Sitting on a bright red sofa in the company's lounge, Kalin is convinced the right working environment and atmosphere will bring out the best in people. "Innovation", an SCG corporate philosophy, "will happen only in the right ambience, with people speaking the same language working together", says Kalin.

 With this year's sales expected to reach Bt27 billion, Kalin sees SCT's biggest challenges lying in recycling and alternative energy. "They will be our driving forces for change," says Kalin, who oversaw the opening of four new SCT branches this year, in Philadelphia, Bombay, Shanghai and Jordan. The two businesses offer higher margins. Kalin expected them to contribute to 40 per cent of SCT's total revenue. SCG businesses, in particular construction materials such as cement, make up the other 60 per cent.

SCT trades 12 different categories of products from agro-industry to construction raw materials, from coal-water mixture to aluminium sheet from Alcoa.

Often acting as a spearhead for the group, recently SCT signed an agency agreement to be the sole distributor in Thailand and Vietnam for RUSAL, the world's largest producer of primary aluminium since it merged with SUAL. It took the Russian giant aluminium producer a year to study the trading company's marketing and distribution capabilities before entrusting SCT with the duty.

A sense of alliance and teamwork were ingrained in the young Kalin, who has been actively involved in sports since his boarding-school days at Deerfield Academy, Massachusetts, with soccer in autumn, squash during the short winter days, and tennis in spring. As an industrial engineering student at Lehigh University, Pennsylvania, Kalin played tennis and squash for the university teams. "I trained and competed in tournaments to a point where my joints were loose and failing," said the sportsman. "I don't play squash as often now, but I have recently started to train some staff here."

Kalin has now traded racquets for golf clubs.

Fresh out of University of Notre Dame's Mendoza College of Business, the MBA graduate joined SCG as one of 12 marketing trainees. "People joked that I would be the first to leave," said Kalin, who came from a well-known family.

"I actually started working quite early on. It was the first summer of my high school year and my father's friend, Khun Bancha Lamsam, told me I couldn't just sit around for three months. From then on, every year, I did a little bit of everything, from working over the counter as a teller to evaluating projects at Thai Farmers Bank," said Kalin. The bank has recently changed its name to KBank.
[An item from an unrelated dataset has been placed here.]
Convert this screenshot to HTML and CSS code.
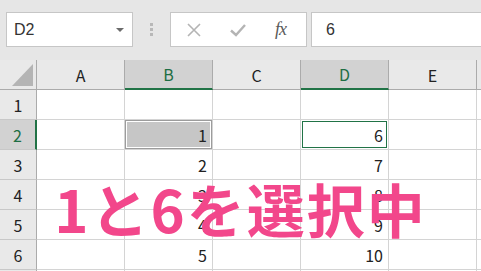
FILE: index.html
```html
<!DOCTYPE html>
<html lang="ja">
<head>
<meta charset="utf-8">
<link rel="stylesheet" href="styles.css">
</head>
<body>
<div class="app">
  <div class="toolbar">
    <div class="namebox">
      <span class="name">D2</span>
      <span class="caret"></span>
    </div>
    <div class="dots"><i></i><i></i><i></i></div>
    <div class="buttons">
      <svg class="btn" width="18" height="18" viewBox="0 0 18 18"><path d="M3 3 L15 15 M15 3 L3 15" stroke="#b4b4b4" stroke-width="1.6" fill="none"/></svg>
      <svg class="btn" width="18" height="18" viewBox="0 0 18 18"><path d="M2 9.5 L7 14 L16 4" stroke="#b4b4b4" stroke-width="2.4" fill="none"/></svg>
      <span class="fx">fx</span>
    </div>
    <div class="formula">6</div>
  </div>
  <div class="sheet">
    <div class="grid">
      <div class="corner"><span class="tri"></span></div>
      <div class="ch">A</div>
      <div class="ch sel">B</div>
      <div class="ch">C</div>
      <div class="ch sel">D</div>
      <div class="ch">E</div>
      <div class="ch"></div>

      <div class="rh">1</div><div class="c"></div><div class="c"></div><div class="c"></div><div class="c"></div><div class="c"></div><div class="c"></div>
      <div class="rh sel">2</div><div class="c"></div><div class="c multi">1</div><div class="c"></div><div class="c active">6</div><div class="c"></div><div class="c"></div>
      <div class="rh">3</div><div class="c"></div><div class="c">2</div><div class="c"></div><div class="c">7</div><div class="c"></div><div class="c"></div>
      <div class="rh">4</div><div class="c"></div><div class="c">3</div><div class="c"></div><div class="c">8</div><div class="c"></div><div class="c"></div>
      <div class="rh">5</div><div class="c"></div><div class="c">4</div><div class="c"></div><div class="c">9</div><div class="c"></div><div class="c"></div>
      <div class="rh">6</div><div class="c"></div><div class="c">5</div><div class="c"></div><div class="c">10</div><div class="c"></div><div class="c"></div>
      <div class="rh"></div><div class="c"></div><div class="c"></div><div class="c"></div><div class="c"></div><div class="c"></div><div class="c"></div>
    </div>
    <div class="caption">1と6を選択中</div>
  </div>
</div>
</body>
</html>
```
FILE: styles.css
```css
html, body {
  margin: 0;
  padding: 0;
}
body {
  width: 481px;
  height: 271px;
  overflow: hidden;
  background: #fff;
  font-family: "Noto Sans CJK JP", "Liberation Sans", sans-serif;
}
.app {
  width: 481px;
  height: 271px;
  overflow: hidden;
}
.toolbar {
  height: 60px;
  background: #e6e6e6;
  box-sizing: border-box;
  padding: 12px 0 0 6px;
  display: flex;
  align-items: flex-start;
}
.namebox {
  width: 127px;
  height: 35px;
  box-sizing: border-box;
  background: #fff;
  border: 1px solid #c6c6c6;
  display: flex;
  align-items: center;
  padding-left: 7px;
  padding-right: 8px;
}
.name {
  flex: 1;
  font-family: "Liberation Sans", sans-serif;
  font-size: 16px;
  color: #333;
}
.caret {
  width: 0;
  height: 0;
  border-left: 4px solid transparent;
  border-right: 4px solid transparent;
  border-top: 4px solid #6b6b6b;
}
.dots {
  width: 37px;
  height: 35px;
  display: flex;
  flex-direction: column;
  align-items: center;
  justify-content: center;
  gap: 2px;
}
.dots i {
  display: block;
  width: 3px;
  height: 3px;
  background: #b8b8b8;
}
.buttons {
  width: 137px;
  height: 35px;
  box-sizing: border-box;
  background: #fff;
  border: 1px solid #c6c6c6;
  display: flex;
  align-items: center;
  padding-left: 14px;
}
.btn {
  margin-right: 26px;
}
.fx {
  font-family: "Liberation Serif", serif;
  font-style: italic;
  font-size: 18px;
  color: #5a5a5a;
  margin-left: 2px;
  letter-spacing: -1px;
}
.formula {
  margin-left: 4px;
  flex: 1;
  height: 35px;
  box-sizing: border-box;
  background: #fff;
  border: 1px solid #c6c6c6;
  border-right: none;
  padding-left: 14px;
  display: flex;
  align-items: center;
  font-family: "Liberation Sans", sans-serif;
  font-size: 16px;
  color: #333;
}
.sheet {
  position: relative;
}
.grid {
  display: grid;
  grid-template-columns: 37px repeat(5, 88px) 1fr;
  grid-template-rows: repeat(8, 30px);
  font-size: 16px;
  color: #222;
}
.grid > div {
  box-sizing: border-box;
  border-right: 1px solid #d4d4d4;
  border-bottom: 1px solid #d4d4d4;
  display: flex;
  align-items: center;
}
.grid > .corner {
  background: #e9e9e9;
  border-right: 1px solid #ababab;
  border-bottom: 1px solid #ababab;
  justify-content: flex-end;
  align-items: flex-end;
  padding: 0 3px 3px 0;
}
.tri {
  width: 0;
  height: 0;
  border-left: 21px solid transparent;
  border-bottom: 22px solid #b4b4b4;
}
.grid > .ch {
  background: #e9e9e9;
  justify-content: center;
  border-right: 1px solid #ababab;
  border-bottom: 1px solid #ababab;
  color: #222;
}
.grid > .ch.sel {
  background: #d2d2d2;
  color: #1e6e44;
  border-bottom: 2px solid #217346;
}
.grid > .rh {
  background: #e9e9e9;
  justify-content: center;
  border-right: 1px solid #ababab;
  border-bottom: 1px solid #c8c8c8;
  color: #222;
}
.grid > .rh.sel {
  background: #d2d2d2;
  color: #1e6e44;
  border-right: 2px solid #217346;
}
.grid > .c {
  justify-content: flex-end;
  padding-right: 5px;
}
.grid > .multi {
  background: #c6c6c6;
  box-shadow: inset 0 0 0 1px #9c9c9c, inset 0 0 0 2px #fff;
}
.grid > .active {
  box-shadow: inset 0 0 0 1px #fff, inset 0 0 0 2px #217346;
}
.caption {
  position: absolute;
  left: 0;
  right: 0;
  top: 118px;
  text-align: center;
  font-family: "Noto Sans CJK JP", sans-serif;
  font-weight: 700;
  font-size: 58px;
  line-height: 60px;
  color: #f2478b;
  letter-spacing: 2px;
}
```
Having just returned from Harvard Business School's eight-week Advanced Management Programme, Kalin is keen to see the numerous business and life lessons he learnt come to fruition. Out of the many business concepts, the lecturers asked Kalin to just focus on three business concepts, which he will impart to his colleagues in a presentation on December 18, and see them adapted and bear fruit in the organisation. Although still in the selection process, Kalin says he would most likely concentrate on customers, working habits and leadership skills.

"Because we were taught by a world-class faculty - there was so much knowledge for you there - it was up to the individual to take what he could," says Kalin.

As part of the course, sponsored by Siam Cement Group, Kalin enjoyed interacting with his 154 classmates who came from 39 different countries. "Because people were from such diverse backgrounds and industries, it made sharing knowledge and points of view much more stimulating." Every year, for the AMP alone, SCG sent four senior managers to HBS, two in the spring term and another pair in autumn.

Studying alongside the cream of the world's top corporations, CEOs, VPs and directors from leading companies in their fields such as SSL International Plc, the successful UK-listed consumer products company, through to Mitsui & Co, the international trade and services company, meant new connections. Kalin was asked to become the coordinator for the programme's reunion in Asia, which could take place next year. A sharing session was scheduled late last month  for Thai alumni.

As Asian Wall Street Journal's Best Company in Thailand for the second year running, SCG has spent almost Bt500 million annually in training its staff. "Our group's strength is in the strong emphasis on people by education - learning and implementation," said Kalin.

Kalin's teaching bugs often prompt him to share what he has just learned from various seminars with his staff, often at the meeting every Monday morning. "He doesn't just order, but shares his experiences. Not just on business matters, but soft skills such as teamwork and communications too," reveals a staff member.